>>>>>

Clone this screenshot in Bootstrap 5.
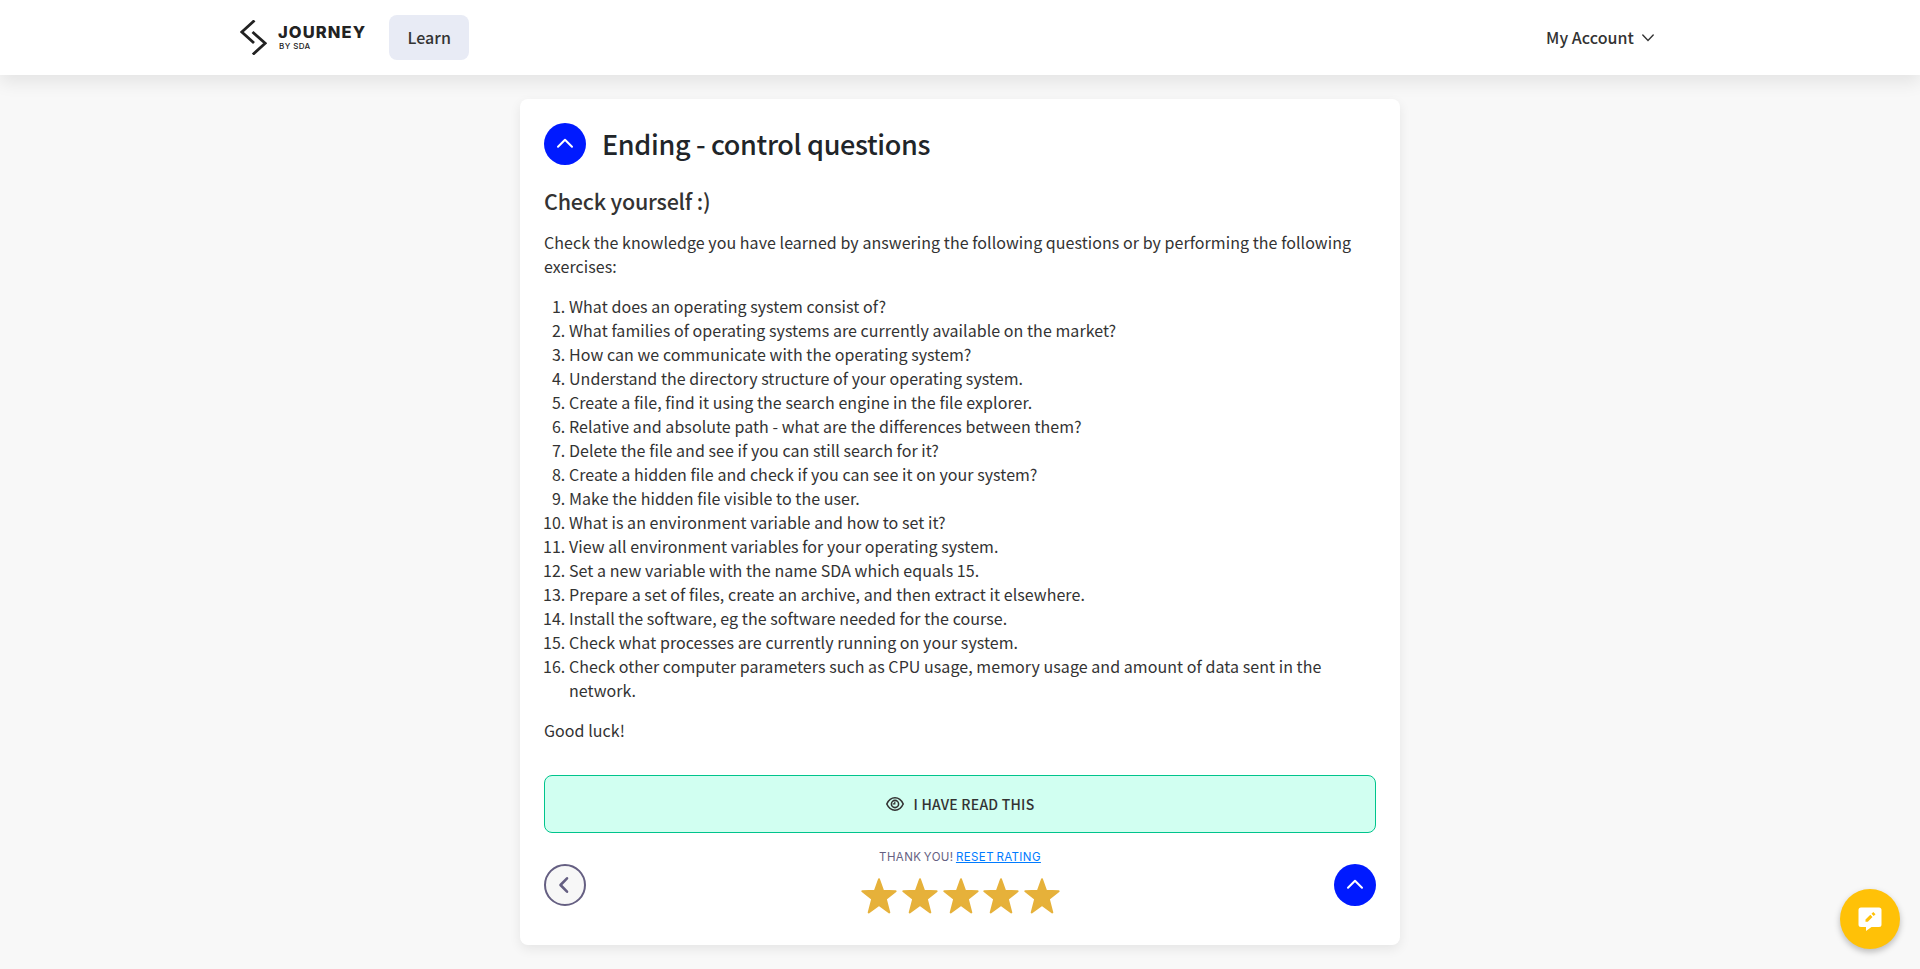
<!DOCTYPE html>
<html lang="en">
<head>
<meta charset="utf-8">
<meta name="viewport" content="width=device-width, initial-scale=1">
<title>Journey by SDA</title>
<link href="https://cdn.jsdelivr.net/npm/bootstrap@5.3.0/dist/css/bootstrap.min.css" rel="stylesheet">
<style>
body{font-family:"Noto Sans CJK SC","Noto Sans CJK JP",sans-serif;letter-spacing:.057px;background:#f8f8f8;color:#333;height:969px;overflow:hidden}
.topbar{height:75px;background:#fff;box-shadow:0 8px 16px rgba(0,0,0,.08);padding:0}
.topbar-inner{width:1440px}
.brand-text{margin-left:11px}
.brand-name{font:800 16.5px/17px Inter,sans-serif;letter-spacing:1.1px;color:#222}
.brand-sub{font:500 8px/9px Inter,sans-serif;letter-spacing:.4px;color:#222;margin:1px 0 0 1px}
.btn-learn{width:80px;height:45px;background:#e8ebf5;border-radius:8px;color:#333;font-weight:500;padding:0 0 2px;margin-left:23px;letter-spacing:.07px}
.btn-learn:hover{background:#dde1ef}
.account{font-weight:500;color:#333;text-decoration:none;margin-right:26px}
.account span{padding-bottom:2px}
.lesson{width:880px;height:846px;margin:24px auto 0;padding:24px;border:0;border-radius:8px;box-shadow:0 4px 12px rgba(0,0,0,.08)}
.round-btn{width:42px;height:42px;border-radius:50%;background:#001aff;flex:none}
.round-btn.prev{background:#f7f7f7;border:2px solid #655f82}
.lesson h1{font-size:27px;font-weight:500;line-height:42px;letter-spacing:-.35px;color:#212529}
.lesson h2{font-size:21.5px;font-weight:500;line-height:29px;letter-spacing:-.2px;margin:21px 0 15px;color:#333}
.lesson p{margin-bottom:16px}
.questions{padding-left:25px;margin-bottom:16px}
.btn-read{height:58px;background:#d1fff1;border:1px solid #00c48c;border-radius:8px;font-size:14px;font-weight:500;letter-spacing:.23px;color:#333;margin-top:17px}
.btn-read:hover{background:#bdf7e5}
.btn-read svg{margin-right:2px}
.rating-box{height:72px}
.rating-note{font:400 11.5px/16px Inter,sans-serif;letter-spacing:.4px;word-spacing:-1.2px;color:#655f82;margin-bottom:13px}
.rating-note a{color:#007bff}
.stars{gap:4.7px;padding-left:1px}
.feedback{right:20px;bottom:20px;width:60px;height:60px;border-radius:50%;background:#ffc107;box-shadow:0 3px 6px rgba(0,0,0,.25)}
</style>
</head>
<body>
<svg class="d-none">
  <symbol id="chev-up" viewBox="0 0 42 42"><path d="M14 23.7l7-7 7 7" fill="none" stroke="#fff" stroke-width="2" stroke-linecap="round" stroke-linejoin="round"/></symbol>
  <symbol id="star" viewBox="0 0 36 36"><path d="M18 1.3L22.1 12.8L34.6 13.2L24.8 20.9L28.3 34.4L18 27L7.7 34.4L11.2 20.9L1.4 13.2L13.9 12.8Z" fill="#e6b13a" stroke="#e6b13a" stroke-width="2" stroke-linejoin="round"/></symbol>
</svg>
<nav class="navbar topbar position-relative">
  <div class="topbar-inner mx-auto d-flex align-items-center">
    <a href="#" class="d-flex align-items-center text-decoration-none">
      <svg width="27" height="35" viewBox="0 0 27 35" fill="none" stroke="#222" stroke-width="2.8"><path d="M14.5 .5L1.8 12L14 23"/><path d="M12.5 12L25.2 23.3L12.8 34.5"/></svg>
      <span class="d-flex flex-column brand-text"><span class="brand-name">JOURNEY</span><span class="brand-sub">BY SDA</span></span>
    </a>
    <button class="btn btn-learn">Learn</button>
    <a href="#" class="account ms-auto d-flex align-items-center gap-2"><span>My Account</span>
      <svg width="12" height="8" viewBox="0 0 12 8" fill="none" stroke="#333" stroke-width="1.4" stroke-linecap="round"><path d="M.8 1L6 6.5L11.2 1"/></svg></a>
  </div>
</nav>
<main class="card lesson">
  <div class="d-flex align-items-center gap-3">
    <a href="#" class="round-btn d-flex"><svg width="42" height="42"><use href="#chev-up"/></svg></a>
    <h1 class="mb-0">Ending - control questions</h1>
  </div>
  <h2>Check yourself :)</h2>
  <p>Check the knowledge you have learned by answering the following questions or by performing the following exercises:</p>
  <ol class="questions">
    <li>What does an operating system consist of?</li>
    <li>What families of operating systems are currently available on the market?</li>
    <li>How can we communicate with the operating system?</li>
    <li>Understand the directory structure of your operating system.</li>
    <li>Create a file, find it using the search engine in the file explorer.</li>
    <li>Relative and absolute path - what are the differences between them?</li>
    <li>Delete the file and see if you can still search for it?</li>
    <li>Create a hidden file and check if you can see it on your system?</li>
    <li>Make the hidden file visible to the user.</li>
    <li>What is an environment variable and how to set it?</li>
    <li>View all environment variables for your operating system.</li>
    <li>Set a new variable with the name SDA which equals 15.</li>
    <li>Prepare a set of files, create an archive, and then extract it elsewhere.</li>
    <li>Install the software, eg the software needed for the course.</li>
    <li>Check what processes are currently running on your system.</li>
    <li>Check other computer parameters such as CPU usage, memory usage and amount of data sent in the network.</li>
  </ol>
  <p>Good luck!</p>
  <button class="btn btn-read d-flex align-items-center justify-content-center gap-2">
    <svg width="18" height="14" viewBox="0 0 18 14" fill="none" stroke="#333" stroke-width="1.6"><path d="M.8 7C2.5 3.2 5.4 .8 9 .8S15.5 3.2 17.2 7C15.5 10.8 12.6 13.2 9 13.2S2.5 10.8 .8 7Z"/><circle cx="9" cy="7" r="3.6"/><path d="M8.8 4.8V6.8H6.8" stroke-width="1.2"/></svg>
    <span>I HAVE READ THIS</span>
  </button>
  <div class="d-flex justify-content-between align-items-center mt-3">
    <a href="#" class="round-btn prev d-flex"><svg width="38" height="38" viewBox="0 0 38 38" fill="none" stroke="#655f82" stroke-width="2.6" stroke-linecap="round" stroke-linejoin="round"><path d="M21 12.3L14.5 19L21 25.7"/></svg></a>
    <div class="text-center rating-box">
      <div class="rating-note">THANK YOU! <a href="#">RESET RATING</a></div>
      <div class="d-flex stars">
        <svg width="36" height="36"><use href="#star"/></svg>
        <svg width="36" height="36"><use href="#star"/></svg>
        <svg width="36" height="36"><use href="#star"/></svg>
        <svg width="36" height="36"><use href="#star"/></svg>
        <svg width="36" height="36"><use href="#star"/></svg>
      </div>
    </div>
    <a href="#" class="round-btn d-flex"><svg width="42" height="42"><use href="#chev-up"/></svg></a>
  </div>
</main>
<a href="#" class="feedback position-fixed d-flex align-items-center justify-content-center">
  <svg width="24" height="24" viewBox="0 0 24 24"><path d="M3 .5H21Q23.5 .5 23.5 3V17.5Q23.5 20 21 20H13.5L8 24V20H3Q.5 20 .5 17.5V3Q.5 .5 3 .5Z" fill="#fff"/><path d="M7.5 14.8V12.5L12.3 7.8L14.5 10L9.8 14.8ZM13.5 6.7L15.3 5L17.5 7.2L15.7 8.9Z" fill="#ffc107"/></svg>
</a>
<script src="https://cdn.jsdelivr.net/npm/bootstrap@5.3.0/dist/js/bootstrap.bundle.min.js"></script>
</body>
</html>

<<<<<

• What to produce: Copy out all the data exactly; skip the pictures.

• Written reply:
Clone this screenshot in Bootstrap 5.
<!DOCTYPE html>
<html lang="en">
<head>
<meta charset="utf-8">
<meta name="viewport" content="width=device-width, initial-scale=1">
<title>Journey by SDA</title>
<link href="https://cdn.jsdelivr.net/npm/bootstrap@5.3.0/dist/css/bootstrap.min.css" rel="stylesheet">
<style>
body{font-family:"Noto Sans CJK SC","Noto Sans CJK JP",sans-serif;letter-spacing:.057px;background:#f8f8f8;color:#333;height:969px;overflow:hidden}
.topbar{height:75px;background:#fff;box-shadow:0 8px 16px rgba(0,0,0,.08);padding:0}
.topbar-inner{width:1440px}
.brand-text{margin-left:11px}
.brand-name{font:800 16.5px/17px Inter,sans-serif;letter-spacing:1.1px;color:#222}
.brand-sub{font:500 8px/9px Inter,sans-serif;letter-spacing:.4px;color:#222;margin:1px 0 0 1px}
.btn-learn{width:80px;height:45px;background:#e8ebf5;border-radius:8px;color:#333;font-weight:500;padding:0 0 2px;margin-left:23px;letter-spacing:.07px}
.btn-learn:hover{background:#dde1ef}
.account{font-weight:500;color:#333;text-decoration:none;margin-right:26px}
.account span{padding-bottom:2px}
.lesson{width:880px;height:846px;margin:24px auto 0;padding:24px;border:0;border-radius:8px;box-shadow:0 4px 12px rgba(0,0,0,.08)}
.round-btn{width:42px;height:42px;border-radius:50%;background:#001aff;flex:none}
.round-btn.prev{background:#f7f7f7;border:2px solid #655f82}
.lesson h1{font-size:27px;font-weight:500;line-height:42px;letter-spacing:-.35px;color:#212529}
.lesson h2{font-size:21.5px;font-weight:500;line-height:29px;letter-spacing:-.2px;margin:21px 0 15px;color:#333}
.lesson p{margin-bottom:16px}
.questions{padding-left:25px;margin-bottom:16px}
.btn-read{height:58px;background:#d1fff1;border:1px solid #00c48c;border-radius:8px;font-size:14px;font-weight:500;letter-spacing:.23px;color:#333;margin-top:17px}
.btn-read:hover{background:#bdf7e5}
.btn-read svg{margin-right:2px}
.rating-box{height:72px}
.rating-note{font:400 11.5px/16px Inter,sans-serif;letter-spacing:.4px;word-spacing:-1.2px;color:#655f82;margin-bottom:13px}
.rating-note a{color:#007bff}
.stars{gap:4.7px;padding-left:1px}
.feedback{right:20px;bottom:20px;width:60px;height:60px;border-radius:50%;background:#ffc107;box-shadow:0 3px 6px rgba(0,0,0,.25)}
</style>
</head>
<body>
<svg class="d-none">
  <symbol id="chev-up" viewBox="0 0 42 42"><path d="M14 23.7l7-7 7 7" fill="none" stroke="#fff" stroke-width="2" stroke-linecap="round" stroke-linejoin="round"/></symbol>
  <symbol id="star" viewBox="0 0 36 36"><path d="M18 1.3L22.1 12.8L34.6 13.2L24.8 20.9L28.3 34.4L18 27L7.7 34.4L11.2 20.9L1.4 13.2L13.9 12.8Z" fill="#e6b13a" stroke="#e6b13a" stroke-width="2" stroke-linejoin="round"/></symbol>
</svg>
<nav class="navbar topbar position-relative">
  <div class="topbar-inner mx-auto d-flex align-items-center">
    <a href="#" class="d-flex align-items-center text-decoration-none">
      <svg width="27" height="35" viewBox="0 0 27 35" fill="none" stroke="#222" stroke-width="2.8"><path d="M14.5 .5L1.8 12L14 23"/><path d="M12.5 12L25.2 23.3L12.8 34.5"/></svg>
      <span class="d-flex flex-column brand-text"><span class="brand-name">JOURNEY</span><span class="brand-sub">BY SDA</span></span>
    </a>
    <button class="btn btn-learn">Learn</button>
    <a href="#" class="account ms-auto d-flex align-items-center gap-2"><span>My Account</span>
      <svg width="12" height="8" viewBox="0 0 12 8" fill="none" stroke="#333" stroke-width="1.4" stroke-linecap="round"><path d="M.8 1L6 6.5L11.2 1"/></svg></a>
  </div>
</nav>
<main class="card lesson">
  <div class="d-flex align-items-center gap-3">
    <a href="#" class="round-btn d-flex"><svg width="42" height="42"><use href="#chev-up"/></svg></a>
    <h1 class="mb-0">Ending - control questions</h1>
  </div>
  <h2>Check yourself :)</h2>
  <p>Check the knowledge you have learned by answering the following questions or by performing the following exercises:</p>
  <ol class="questions">
    <li>What does an operating system consist of?</li>
    <li>What families of operating systems are currently available on the market?</li>
    <li>How can we communicate with the operating system?</li>
    <li>Understand the directory structure of your operating system.</li>
    <li>Create a file, find it using the search engine in the file explorer.</li>
    <li>Relative and absolute path - what are the differences between them?</li>
    <li>Delete the file and see if you can still search for it?</li>
    <li>Create a hidden file and check if you can see it on your system?</li>
    <li>Make the hidden file visible to the user.</li>
    <li>What is an environment variable and how to set it?</li>
    <li>View all environment variables for your operating system.</li>
    <li>Set a new variable with the name SDA which equals 15.</li>
    <li>Prepare a set of files, create an archive, and then extract it elsewhere.</li>
    <li>Install the software, eg the software needed for the course.</li>
    <li>Check what processes are currently running on your system.</li>
    <li>Check other computer parameters such as CPU usage, memory usage and amount of data sent in the network.</li>
  </ol>
  <p>Good luck!</p>
  <button class="btn btn-read d-flex align-items-center justify-content-center gap-2">
    <svg width="18" height="14" viewBox="0 0 18 14" fill="none" stroke="#333" stroke-width="1.6"><path d="M.8 7C2.5 3.2 5.4 .8 9 .8S15.5 3.2 17.2 7C15.5 10.8 12.6 13.2 9 13.2S2.5 10.8 .8 7Z"/><circle cx="9" cy="7" r="3.6"/><path d="M8.8 4.8V6.8H6.8" stroke-width="1.2"/></svg>
    <span>I HAVE READ THIS</span>
  </button>
  <div class="d-flex justify-content-between align-items-center mt-3">
    <a href="#" class="round-btn prev d-flex"><svg width="38" height="38" viewBox="0 0 38 38" fill="none" stroke="#655f82" stroke-width="2.6" stroke-linecap="round" stroke-linejoin="round"><path d="M21 12.3L14.5 19L21 25.7"/></svg></a>
    <div class="text-center rating-box">
      <div class="rating-note">THANK YOU! <a href="#">RESET RATING</a></div>
      <div class="d-flex stars">
        <svg width="36" height="36"><use href="#star"/></svg>
        <svg width="36" height="36"><use href="#star"/></svg>
        <svg width="36" height="36"><use href="#star"/></svg>
        <svg width="36" height="36"><use href="#star"/></svg>
        <svg width="36" height="36"><use href="#star"/></svg>
      </div>
    </div>
    <a href="#" class="round-btn d-flex"><svg width="42" height="42"><use href="#chev-up"/></svg></a>
  </div>
</main>
<a href="#" class="feedback position-fixed d-flex align-items-center justify-content-center">
  <svg width="24" height="24" viewBox="0 0 24 24"><path d="M3 .5H21Q23.5 .5 23.5 3V17.5Q23.5 20 21 20H13.5L8 24V20H3Q.5 20 .5 17.5V3Q.5 .5 3 .5Z" fill="#fff"/><path d="M7.5 14.8V12.5L12.3 7.8L14.5 10L9.8 14.8ZM13.5 6.7L15.3 5L17.5 7.2L15.7 8.9Z" fill="#ffc107"/></svg>
</a>
<script src="https://cdn.jsdelivr.net/npm/bootstrap@5.3.0/dist/js/bootstrap.bundle.min.js"></script>
</body>
</html>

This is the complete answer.